Posted: September 1, 2010

Thermoelectrics: Unearthing hidden 'talent'

(Nanowerk News) Thermoelectric materials convert temperature gradients to electric voltage and vice versa by causing charge carriers to diffuse from hot to cold parts of the material. They are used to power spacecraft, harness waste heat from sources including industrial plants and cars, generate electricity from solar heat, and provide low-cost cooling in consumer products. Good thermoelectric materials are normally semiconductors with implanted impurities, and their performance usually does not vary with the orientation of their crystal axes with respect to the temperature gradient.
Now, Khuong Ong and Ping Wu from the A*STAR Institute of High Performance Computing in Singapore and David J. Singh from Oak Ridge National Laboratory in the USA have uncovered two materials with previously unknown thermoelectric functionality ("Unusual Transport and Strongly Anisotropic Thermopower in PtCoO2 and PdCoO2").
 Crystal structure of delafossite oxides
Fig. 1: Crystal structure of delafossite oxides PtCoO2 and PdCoO2.
The two materials are platinum cobalt oxide (PtCoO2) and paladium cobalt oxide (PdCoO2), both with a 'delafossite' structure (Fig. 1) more commonly associated with oxides of copper and iron. The compounds are unique for two reasons: they are metallic rather than semiconducting, and they show strong thermoelectric properties when their crystal axes are oriented in a particular way with respect to the temperature gradient.
Because the effect was found in oxides, it is likely to be robust with respect to small changes in atomic bonding and could therefore have considerable practical utility. "These materials make very useful thermoelectrics," says Ong. "They can be used in highly oxidizing environments, since they are already oxides, and furthermore the underlying physics may also exist in other delafossite metals and semiconductors."
The research thus opens up a new area of thermoelectric research and introduces two new practical thermoelectric materials. The results are also of fundamental interest, because they provide a model for probing the fundamental limits of the theory of electron and heat transport in metals, according to the team. This is because PtCoO2 is close to the limit at which the spacing between atoms is similar to the average distance between electron scattering events. Electronic behavior in this circumstance, known as the Ioffe-Regel limit, is incompletely understood.
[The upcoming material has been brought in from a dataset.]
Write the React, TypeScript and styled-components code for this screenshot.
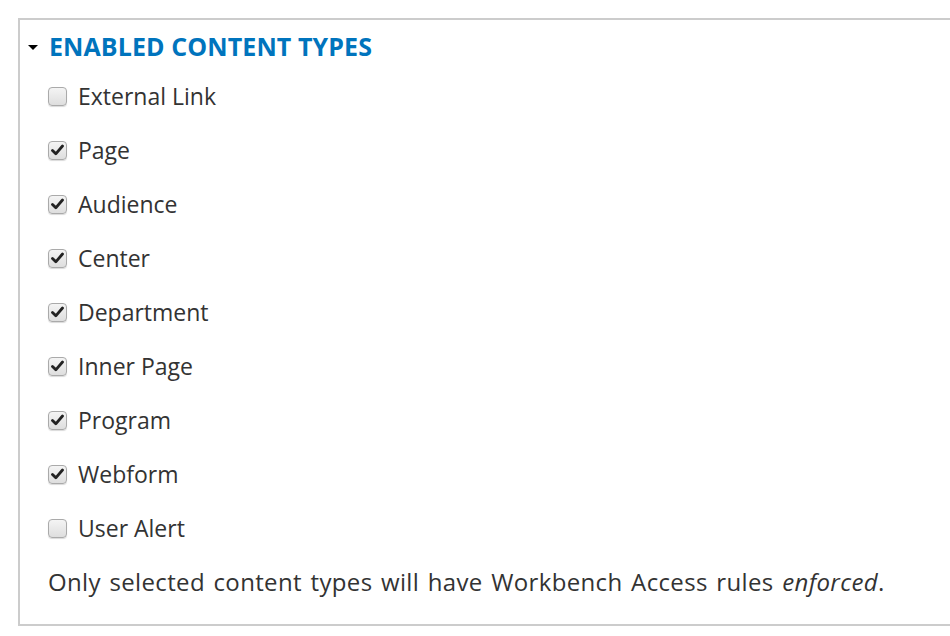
import React, { useState } from 'react';
import styled, { createGlobalStyle } from 'styled-components';

const GlobalStyle = createGlobalStyle`
  html, body {
    margin: 0;
    padding: 0;
    background: #fff;
    overflow: hidden;
  }
  body {
    font-family: 'Open Sans', 'DejaVu Sans', sans-serif;
    color: #333;
  }
`;

const Fieldset = styled.section`
  box-sizing: border-box;
  margin: 18px 0 0 18px;
  width: 932px;
  height: 608px;
  border: 2px solid #ccc;
  border-right: none;
  padding: 12px 0 0 8px;
  display: flex;
  flex-direction: column;
`;

const Summary = styled.div`
  display: flex;
  align-items: center;
  height: 28px;
  margin-bottom: 9px;
  cursor: pointer;
`;

const Arrow = styled.span`
  width: 0;
  height: 0;
  border-left: 5px solid transparent;
  border-right: 5px solid transparent;
  border-top: 5px solid #000;
  margin: 2px 11px 0 0;
`;

const Title = styled.h2`
  margin: 0;
  font-size: 25px;
  font-weight: 700;
  color: #0074bd;
  letter-spacing: 0.1px;
  text-transform: uppercase;
`;

const List = styled.div`
  display: flex;
  flex-direction: column;
  padding-left: 20px;
`;

const Row = styled.label`
  display: flex;
  align-items: center;
  height: 54px;
  font-size: 23px;
  cursor: pointer;
`;

const Box = styled.span<{ checked: boolean }>`
  box-sizing: border-box;
  width: 19px;
  height: 19px;
  margin-right: 11px;
  border: 1px solid #aaa;
  border-radius: 4px;
  background: linear-gradient(#f4f4f4, #dedede);
  box-shadow: 0 1px 1px rgba(0, 0, 0, 0.15);
  display: flex;
  align-items: center;
  justify-content: center;
`;

const Description = styled.div`
  display: flex;
  align-items: center;
  height: 52px;
  font-size: 24px;
  letter-spacing: 0.35px;
  word-spacing: 2px;
  color: #333;
  white-space: pre;
`;

const Check = () => (
  <svg width="13" height="12" viewBox="0 0 13 12">
    <path d="M1.5 6.5 L4.8 9.8 L11.5 2" fill="none" stroke="#222" strokeWidth="2.8" strokeLinecap="round" strokeLinejoin="round" />
  </svg>
);

const initial = [
  { name: 'External Link', checked: false },
  { name: 'Page', checked: true },
  { name: 'Audience', checked: true },
  { name: 'Center', checked: true },
  { name: 'Department', checked: true },
  { name: 'Inner Page', checked: true },
  { name: 'Program', checked: true },
  { name: 'Webform', checked: true },
  { name: 'User Alert', checked: false },
];

const App: React.FC = () => {
  const [types, setTypes] = useState(initial);

  const toggle = (i: number) =>
    setTypes(prev => prev.map((t, j) => (j === i ? { ...t, checked: !t.checked } : t)));

  return (
    <>
      <GlobalStyle />
      <Fieldset>
        <Summary>
          <Arrow />
          <Title>Enabled content types</Title>
        </Summary>
        <List>
          {types.map((t, i) => (
            <Row key={t.name} onClick={() => toggle(i)}>
              <Box checked={t.checked}>{t.checked && <Check />}</Box>
              {t.name}
            </Row>
          ))}
          <Description>
            Only selected content types will have Workbench Access rules <em>enforced</em>.
          </Description>
        </List>
      </Fieldset>
    </>
  );
};

export default App;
The results may have other scientific implications. For example, it is known that two-dimensional metals behave differently compared with three-dimensional metals. Because the two oxides studied by Ong and his co-workers are composed of flat sheets of platinum or paladium atoms separated by insulating sheets of cobalt oxide, their unusual behavior may be related to the dependence of electron transport on dimension. Effects due to the correlation of distant charges may also play a role.